Most of this section seems to me to be an argument to make careful level distinctions, in an attempt to avoid the level-crossing argument which is FDT’s main appeal. Certainly, FDTers such as myself will often use language which confuses the various levels, since we take a position which says they should be confusable—the best decision procedures should follow the best policies, which should take the best actions. But making careful level distinctions does not block the level-crossing argument, it only clarifies it. FDT may not be the only “consistent fixed-point of normativity” (to the extent that it even is that), but CDT and EDT are clearly not that.
Fourth, arguing that FDT does best in a class of ‘fair’ problems, without being able to define what that class is or why it’s interesting, is a pretty weak argument.
I basically agree that the FDT paper dropped the ball here, in that it could have given a toy setting in which ‘fair’ is rigorously defined (in a pretty standard game-theoretic setting) and FDT has the claimed optimality notion. I hope my longer writeup can make such a setting clear.
Briefly: my interpretation of the “FDT does better” claim in the FDT paper is that FDT is supposed to take UDT-optimal actions.
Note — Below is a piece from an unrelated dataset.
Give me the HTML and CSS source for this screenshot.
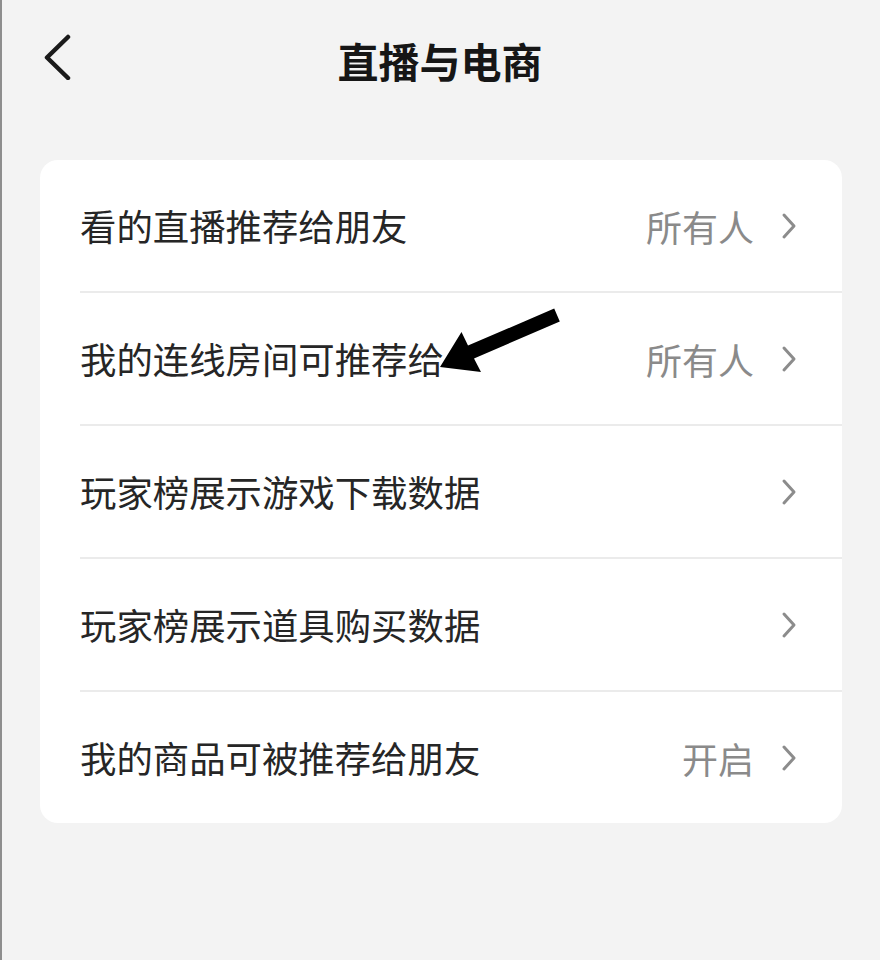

To the extent that it doesn’t take UDT-optimal actions, I mostly don’t endorse the claim that it does better (though I plan to note in a follow-up post an alternate view in which the FDT notion of optimality may be better).
The toy setting I have in mind that makes “UDT-optimal” completely well-defined is actually fairly general. The idea is that if we can represent a decision problem as a (single-player) extensive-form game, UDT is just the idea of throwing out the requirement of subgame-optimality. In other words, we don’t even need a notion of “fairness” in the setting of extensive-form games—the setting isn’t rich enough to represent any “unfair” problems. Yet it is a pretty rich setting.
The FDT paper may have left out this model out of a desire for greater generality, which I do think is an important goal—from my perspective, it makes sense not to reduce things to the toy model in which everything works out nicely.
I think CDT ultimately has to grapple with the question as well, because physics is math, and so physical counterfactuals are ultimately mathematical counterfactuals.
“Physics is math” is ontologically reductive.
Physics can often be specified as a dynamical system (along with interpretations of e.g. what high-level entities it represents, how it gets observed). Dynamical systems can be specified mathematically. Dynamical systems also have causal counterfactuals (what if you suddenly changed the system state to be this instead?).
Causal counterfactuals defined this way have problems (violation of physical law has consequences). But they are well-defined.
Yeah, agreed, I no longer endorse the argument I was making there—one has to say more than “physics is math” to establish the importance of dealing with logical counterfactuals.